[BEGIN]
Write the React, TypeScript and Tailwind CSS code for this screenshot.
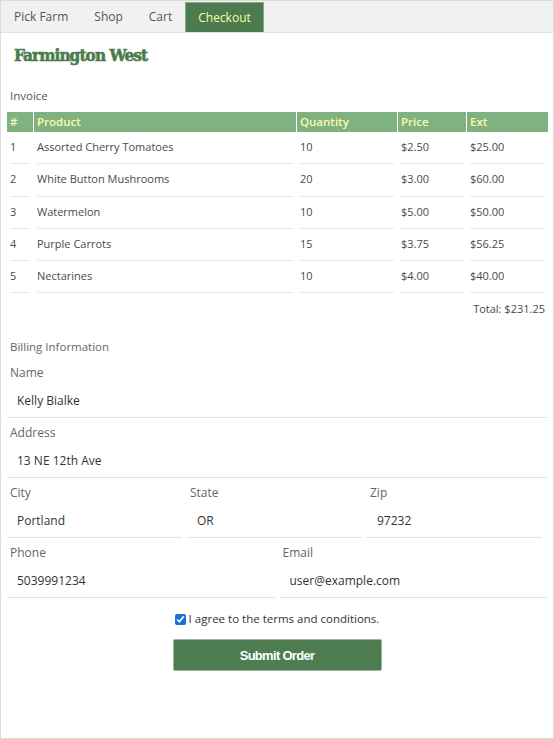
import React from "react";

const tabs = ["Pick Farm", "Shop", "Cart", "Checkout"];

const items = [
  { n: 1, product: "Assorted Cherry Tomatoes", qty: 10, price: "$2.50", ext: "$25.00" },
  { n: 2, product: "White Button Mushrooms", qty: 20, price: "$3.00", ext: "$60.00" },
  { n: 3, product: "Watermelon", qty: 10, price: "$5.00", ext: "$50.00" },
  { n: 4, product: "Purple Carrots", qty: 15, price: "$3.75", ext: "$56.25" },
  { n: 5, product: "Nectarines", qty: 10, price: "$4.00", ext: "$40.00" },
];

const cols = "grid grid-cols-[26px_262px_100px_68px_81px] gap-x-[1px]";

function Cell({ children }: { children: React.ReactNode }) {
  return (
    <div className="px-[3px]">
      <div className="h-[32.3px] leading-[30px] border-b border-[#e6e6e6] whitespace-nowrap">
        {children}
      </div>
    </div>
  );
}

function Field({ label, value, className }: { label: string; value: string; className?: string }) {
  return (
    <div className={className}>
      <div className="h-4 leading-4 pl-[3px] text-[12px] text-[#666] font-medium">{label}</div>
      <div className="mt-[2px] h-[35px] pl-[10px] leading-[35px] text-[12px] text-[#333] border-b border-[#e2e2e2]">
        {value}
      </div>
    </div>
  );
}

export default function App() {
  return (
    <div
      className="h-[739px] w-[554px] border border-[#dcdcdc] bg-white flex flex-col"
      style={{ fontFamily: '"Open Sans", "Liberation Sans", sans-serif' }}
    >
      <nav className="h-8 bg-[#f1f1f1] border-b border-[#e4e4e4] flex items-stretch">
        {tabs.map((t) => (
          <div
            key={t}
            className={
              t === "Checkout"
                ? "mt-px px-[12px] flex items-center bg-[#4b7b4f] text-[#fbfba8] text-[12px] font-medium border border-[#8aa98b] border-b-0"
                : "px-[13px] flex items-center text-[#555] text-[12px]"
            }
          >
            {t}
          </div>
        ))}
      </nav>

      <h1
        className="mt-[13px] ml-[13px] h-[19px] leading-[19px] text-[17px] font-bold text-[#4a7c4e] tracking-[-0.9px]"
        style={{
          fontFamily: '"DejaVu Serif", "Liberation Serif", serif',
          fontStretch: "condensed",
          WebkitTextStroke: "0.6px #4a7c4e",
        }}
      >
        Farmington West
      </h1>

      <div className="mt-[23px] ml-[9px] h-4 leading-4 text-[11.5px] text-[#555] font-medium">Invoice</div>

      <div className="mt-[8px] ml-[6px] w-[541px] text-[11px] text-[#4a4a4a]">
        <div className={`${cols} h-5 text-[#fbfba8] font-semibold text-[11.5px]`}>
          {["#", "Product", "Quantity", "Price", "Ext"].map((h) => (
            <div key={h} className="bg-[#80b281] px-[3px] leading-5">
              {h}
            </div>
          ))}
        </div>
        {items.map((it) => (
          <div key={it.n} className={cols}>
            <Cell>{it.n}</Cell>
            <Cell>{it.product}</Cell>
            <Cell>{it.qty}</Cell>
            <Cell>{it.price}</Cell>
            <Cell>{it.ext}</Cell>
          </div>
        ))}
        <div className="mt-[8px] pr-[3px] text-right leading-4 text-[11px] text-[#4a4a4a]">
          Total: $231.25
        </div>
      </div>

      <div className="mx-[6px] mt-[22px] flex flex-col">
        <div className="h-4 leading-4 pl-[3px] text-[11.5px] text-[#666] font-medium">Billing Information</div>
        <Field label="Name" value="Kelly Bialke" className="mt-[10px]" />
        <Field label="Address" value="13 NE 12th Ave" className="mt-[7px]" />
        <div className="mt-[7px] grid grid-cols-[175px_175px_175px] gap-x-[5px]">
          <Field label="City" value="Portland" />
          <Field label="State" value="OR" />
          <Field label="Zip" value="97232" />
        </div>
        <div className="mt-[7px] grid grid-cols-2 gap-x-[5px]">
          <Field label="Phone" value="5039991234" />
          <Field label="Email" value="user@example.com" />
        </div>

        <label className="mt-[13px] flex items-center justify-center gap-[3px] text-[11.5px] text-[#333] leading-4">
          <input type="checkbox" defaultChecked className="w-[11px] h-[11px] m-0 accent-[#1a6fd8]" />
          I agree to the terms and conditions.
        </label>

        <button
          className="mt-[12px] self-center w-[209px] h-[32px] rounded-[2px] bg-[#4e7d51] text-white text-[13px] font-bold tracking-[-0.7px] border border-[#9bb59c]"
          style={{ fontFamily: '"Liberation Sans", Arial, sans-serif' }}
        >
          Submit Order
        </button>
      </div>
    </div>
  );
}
[END]
Reproduce each line exactly, please, except for any pictures.

Write the React, TypeScript and Tailwind CSS code for this screenshot.
import React from "react";

const tabs = ["Pick Farm", "Shop", "Cart", "Checkout"];

const items = [
  { n: 1, product: "Assorted Cherry Tomatoes", qty: 10, price: "$2.50", ext: "$25.00" },
  { n: 2, product: "White Button Mushrooms", qty: 20, price: "$3.00", ext: "$60.00" },
  { n: 3, product: "Watermelon", qty: 10, price: "$5.00", ext: "$50.00" },
  { n: 4, product: "Purple Carrots", qty: 15, price: "$3.75", ext: "$56.25" },
  { n: 5, product: "Nectarines", qty: 10, price: "$4.00", ext: "$40.00" },
];

const cols = "grid grid-cols-[26px_262px_100px_68px_81px] gap-x-[1px]";

function Cell({ children }: { children: React.ReactNode }) {
  return (
    <div className="px-[3px]">
      <div className="h-[32.3px] leading-[30px] border-b border-[#e6e6e6] whitespace-nowrap">
        {children}
      </div>
    </div>
  );
}

function Field({ label, value, className }: { label: string; value: string; className?: string }) {
  return (
    <div className={className}>
      <div className="h-4 leading-4 pl-[3px] text-[12px] text-[#666] font-medium">{label}</div>
      <div className="mt-[2px] h-[35px] pl-[10px] leading-[35px] text-[12px] text-[#333] border-b border-[#e2e2e2]">
        {value}
      </div>
    </div>
  );
}

export default function App() {
  return (
    <div
      className="h-[739px] w-[554px] border border-[#dcdcdc] bg-white flex flex-col"
      style={{ fontFamily: '"Open Sans", "Liberation Sans", sans-serif' }}
    >
      <nav className="h-8 bg-[#f1f1f1] border-b border-[#e4e4e4] flex items-stretch">
        {tabs.map((t) => (
          <div
            key={t}
            className={
              t === "Checkout"
                ? "mt-px px-[12px] flex items-center bg-[#4b7b4f] text-[#fbfba8] text-[12px] font-medium border border-[#8aa98b] border-b-0"
                : "px-[13px] flex items-center text-[#555] text-[12px]"
            }
          >
            {t}
          </div>
        ))}
      </nav>

      <h1
        className="mt-[13px] ml-[13px] h-[19px] leading-[19px] text-[17px] font-bold text-[#4a7c4e] tracking-[-0.9px]"
        style={{
          fontFamily: '"DejaVu Serif", "Liberation Serif", serif',
          fontStretch: "condensed",
          WebkitTextStroke: "0.6px #4a7c4e",
        }}
      >
        Farmington West
      </h1>

      <div className="mt-[23px] ml-[9px] h-4 leading-4 text-[11.5px] text-[#555] font-medium">Invoice</div>

      <div className="mt-[8px] ml-[6px] w-[541px] text-[11px] text-[#4a4a4a]">
        <div className={`${cols} h-5 text-[#fbfba8] font-semibold text-[11.5px]`}>
          {["#", "Product", "Quantity", "Price", "Ext"].map((h) => (
            <div key={h} className="bg-[#80b281] px-[3px] leading-5">
              {h}
            </div>
          ))}
        </div>
        {items.map((it) => (
          <div key={it.n} className={cols}>
            <Cell>{it.n}</Cell>
            <Cell>{it.product}</Cell>
            <Cell>{it.qty}</Cell>
            <Cell>{it.price}</Cell>
            <Cell>{it.ext}</Cell>
          </div>
        ))}
        <div className="mt-[8px] pr-[3px] text-right leading-4 text-[11px] text-[#4a4a4a]">
          Total: $231.25
        </div>
      </div>

      <div className="mx-[6px] mt-[22px] flex flex-col">
        <div className="h-4 leading-4 pl-[3px] text-[11.5px] text-[#666] font-medium">Billing Information</div>
        <Field label="Name" value="Kelly Bialke" className="mt-[10px]" />
        <Field label="Address" value="13 NE 12th Ave" className="mt-[7px]" />
        <div className="mt-[7px] grid grid-cols-[175px_175px_175px] gap-x-[5px]">
          <Field label="City" value="Portland" />
          <Field label="State" value="OR" />
          <Field label="Zip" value="97232" />
        </div>
        <div className="mt-[7px] grid grid-cols-2 gap-x-[5px]">
          <Field label="Phone" value="5039991234" />
          <Field label="Email" value="user@example.com" />
        </div>

        <label className="mt-[13px] flex items-center justify-center gap-[3px] text-[11.5px] text-[#333] leading-4">
          <input type="checkbox" defaultChecked className="w-[11px] h-[11px] m-0 accent-[#1a6fd8]" />
          I agree to the terms and conditions.
        </label>

        <button
          className="mt-[12px] self-center w-[209px] h-[32px] rounded-[2px] bg-[#4e7d51] text-white text-[13px] font-bold tracking-[-0.7px] border border-[#9bb59c]"
          style={{ fontFamily: '"Liberation Sans", Arial, sans-serif' }}
        >
          Submit Order
        </button>
      </div>
    </div>
  );
}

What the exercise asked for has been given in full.